* **Data provided**
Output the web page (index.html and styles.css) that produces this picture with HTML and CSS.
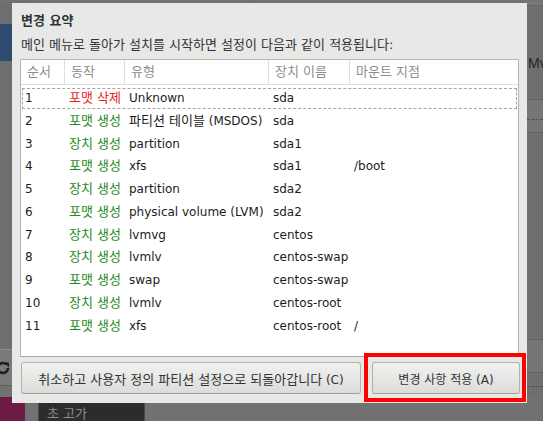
FILE: index.html
```html
<!DOCTYPE html>
<html lang="ko">
<head>
<meta charset="utf-8">
<title>변경 요약</title>
<link rel="stylesheet" href="styles.css">
</head>
<body>
<div class="screen">
  <div class="top-band">
    <span class="crumb">CENTOS 7 설치</span>
    <span class="top-sep"></span>
    <span class="top-dev">sda1</span>
  </div>
  <div class="mid-band">
    <aside class="side">
      <div class="side-gap1"></div>
      <div class="side-blue"></div>
      <div class="side-gap2"></div>
      <div class="side-tools">
        <svg class="refresh" width="16" height="16" viewBox="0 0 16 16"><path d="M13 8a5 5 0 1 1-1.6-3.7" fill="none" stroke="#1e1e1e" stroke-width="2.6"/><path d="M9 2.5h5v5z" fill="#1e1e1e"/></svg>
      </div>
    </aside>
    <div class="center"></div>
    <aside class="right">
      <div class="r-top"></div>
      <div class="r-a"><span class="mv">Mv</span></div>
      <div class="r-band"><span class="dash"></span></div>
      <div class="r-b"></div>
      <div class="r-band2"></div>
      <div class="r-c"><span class="dash"></span></div>
    </aside>
  </div>
  <div class="bottom-band">
    <div class="magenta"></div>
    <div class="dark-box"><span>초 고가</span></div>
  </div>
</div>

<div class="dialog">
  <h1 class="title">변경 요약</h1>
  <p class="subtitle">메인 메뉴로 돌아가 설치를 시작하면 설정이 다음과 같이 적용됩니다:</p>
  <div class="table">
    <div class="thead">
      <div class="th">순서</div>
      <div class="th">동작</div>
      <div class="th">유형</div>
      <div class="th">장치 이름</div>
      <div class="th last">마운트 지점</div>
    </div>
    <div class="tbody">
      <div class="row focused"><span>1</span><span class="act del">포맷 삭제</span><span>Unknown</span><span>sda</span><span></span></div>
      <div class="row"><span>2</span><span class="act add">포맷 생성</span><span><span class="ko">파티션 테이블</span> (MSDOS)</span><span>sda</span><span></span></div>
      <div class="row"><span>3</span><span class="act add">장치 생성</span><span>partition</span><span>sda1</span><span></span></div>
      <div class="row"><span>4</span><span class="act add">포맷 생성</span><span>xfs</span><span>sda1</span><span>/boot</span></div>
      <div class="row"><span>5</span><span class="act add">장치 생성</span><span>partition</span><span>sda2</span><span></span></div>
      <div class="row"><span>6</span><span class="act add">포맷 생성</span><span>physical volume (LVM)</span><span>sda2</span><span></span></div>
      <div class="row"><span>7</span><span class="act add">장치 생성</span><span>lvmvg</span><span>centos</span><span></span></div>
      <div class="row"><span>8</span><span class="act add">장치 생성</span><span>lvmlv</span><span>centos-swap</span><span></span></div>
      <div class="row"><span>9</span><span class="act add">포맷 생성</span><span>swap</span><span>centos-swap</span><span></span></div>
      <div class="row"><span>10</span><span class="act add">장치 생성</span><span>lvmlv</span><span>centos-root</span><span></span></div>
      <div class="row"><span>11</span><span class="act add">포맷 생성</span><span>xfs</span><span>centos-root</span><span>/</span></div>
    </div>
  </div>
  <div class="buttons">
    <button class="btn cancel"><span class="ko">취소하고 사용자 정의 파티션 설정으로 되돌아갑니다</span> (C)</button>
    <button class="btn apply">변경 사항 적용 (A)</button>
  </div>
  <div class="highlight"></div>
</div>
</body>
</html>
```

FILE: styles.css
```css
* { box-sizing: border-box; }

html, body {
  margin: 0;
  padding: 0;
}

body {
  width: 543px;
  height: 421px;
  overflow: hidden;
  position: relative;
  background: #717171;
  font-family: "DejaVu Sans", "Noto Sans CJK KR", sans-serif;
  font-size: 12px;
  color: #1c1c1c;
}

.ko { font-size: 13px; }

/* ---------- dimmed background screen ---------- */
.screen {
  height: 421px;
  display: flex;
  flex-direction: column;
}

.top-band {
  height: 10px;
  display: flex;
  align-items: flex-end;
  overflow: hidden;
  background: #737373;
}

.crumb {
  font-size: 17px;
  font-weight: bold;
  line-height: 20px;
  color: #2b2b2b;
  margin-left: -44px;
  margin-bottom: 1px;
  white-space: nowrap;
}

.top-sep {
  width: 1px;
  height: 10px;
  background: #5e5e5e;
  margin-left: 163px;
}

.top-dev {
  font-size: 13px;
  line-height: 16px;
  color: #2b2b2b;
  margin-left: 24px;
  margin-bottom: 3px;
}

.mid-band {
  height: 395px;
  display: flex;
}

.side {
  width: 25px;
  display: flex;
  flex-direction: column;
}

.side-gap1 { height: 23px; background: #6e6e6e; }
.side-blue { height: 37px; background: #2e4b6f; }
.side-gap2 { height: 288px; background: #6e6e6e; }
.side-tools {
  height: 37px;
  background: #7a7a7a;
  border-top: 1px solid #8a8a8a;
  border-bottom: 1px solid #5f5f5f;
  display: flex;
  align-items: center;
}
.refresh { margin-left: -5px; }

.center { flex: 1; }

.right {
  width: 16px;
  display: flex;
  flex-direction: column;
}
.r-top { height: 5px; background: #787878; border-bottom: 1px solid #646464; }
.r-a {
  height: 93px;
  background: #6f6f6f;
  padding-top: 50px;
}
.mv {
  display: block;
  font-family: "Liberation Sans", sans-serif;
  font-size: 14px;
  line-height: 14px;
  color: #252525;
  margin-left: 1px;
  white-space: nowrap;
}
.r-band {
  height: 34px;
  background: #767676;
  border-top: 1px solid #5e5e5e;
  border-bottom: 1px solid #5e5e5e;
  padding-top: 19px;
}
.dash {
  display: block;
  height: 0;
  border-top: 1px dashed #4e4e4e;
}
.r-b { height: 206px; background: #6f6f6f; }
.r-band2 {
  height: 34px;
  background: #767676;
  border-top: 1px solid #5e5e5e;
  border-bottom: 1px solid #5e5e5e;
}
.r-c { height: 23px; background: #6f6f6f; padding-top: 13px; }

.bottom-band {
  flex: 1;
  display: flex;
  padding-top: 1px;
  background: #717171;
}
.magenta { width: 25px; background: #6d1a45; }
.dark-box {
  width: 107px;
  margin-left: 13px;
  background: #2c2c2c;
  border: 1px solid #4a4a4a;
  border-bottom: none;
  padding: 9px 0 0 8px;
  color: #8d8d8d;
  font-size: 13px;
  line-height: 14px;
  white-space: nowrap;
}

/* ---------- dialog ---------- */
.dialog {
  position: absolute;
  left: 12px;
  top: 3px;
  width: 515px;
  height: 400px;
  background: #e8e8e7;
  padding: 9px 7px 9px 8px;
  display: flex;
  flex-direction: column;
}

.title {
  margin: 0;
  padding-left: 1px;
  font-size: 13px;
  font-weight: bold;
  line-height: 17px;
  color: #2e3436;
}

.subtitle {
  margin: 7px 0 0 0;
  padding-left: 1px;
  font-size: 13px;
  line-height: 17px;
  color: #2e3436;
}

.table {
  margin-top: 6px;
  width: 499px;
  height: 298px;
  background: #ffffff;
  border: 1px solid #b6b6b3;
  border-bottom-color: #a8a8a6;
}

.thead {
  display: grid;
  grid-template-columns: 44px 60px 144px 81px 1fr;
  height: 25px;
  border-bottom: 1px solid #dedede;
}

.th {
  border-right: 1px solid #dedede;
  padding-left: 6px;
  line-height: 24px;
  color: #8d8d8d;
  font-size: 13px;
  white-space: nowrap;
}
.th.last { border-right: none; }

.tbody {
  padding-top: 2px;
}

.row {
  display: grid;
  grid-template-columns: 44px 60px 144px 81px 1fr;
  height: 22.75px;
  line-height: 22px;
  white-space: nowrap;
}
.row > span { padding-left: 4px; }

.act { font-size: 13px; }

.row.focused {
  outline: 1px dashed #a4a4a4;
  outline-offset: -2px;
}

.del { color: #ee1c1c; }
.add { color: #1f8a21; }

.buttons {
  margin-top: 5px;
  display: flex;
  gap: 11px;
  padding-left: 1px;
}

.btn {
  height: 32px;
  font-family: "DejaVu Sans", "Noto Sans CJK KR", sans-serif;
  font-size: 12px;
  color: #2e3436;
  background: linear-gradient(#f1f1f0, #dcdcda);
  border: 1px solid #b1b1ae;
  border-bottom-color: #a2a29f;
  border-radius: 3px;
  padding: 0;
}
.cancel { width: 340px; }
.apply { width: 148px; }

.highlight {
  position: absolute;
  left: 352px;
  top: 350px;
  width: 162px;
  height: 49px;
  border: 4px solid #ff0000;
}
```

* **Problem to solve**
Look through the data and show every line containing "index".

* **Response to the task**
Output the web page (index.html and styles.css) that produces this picture with HTML and CSS.
FILE: index.html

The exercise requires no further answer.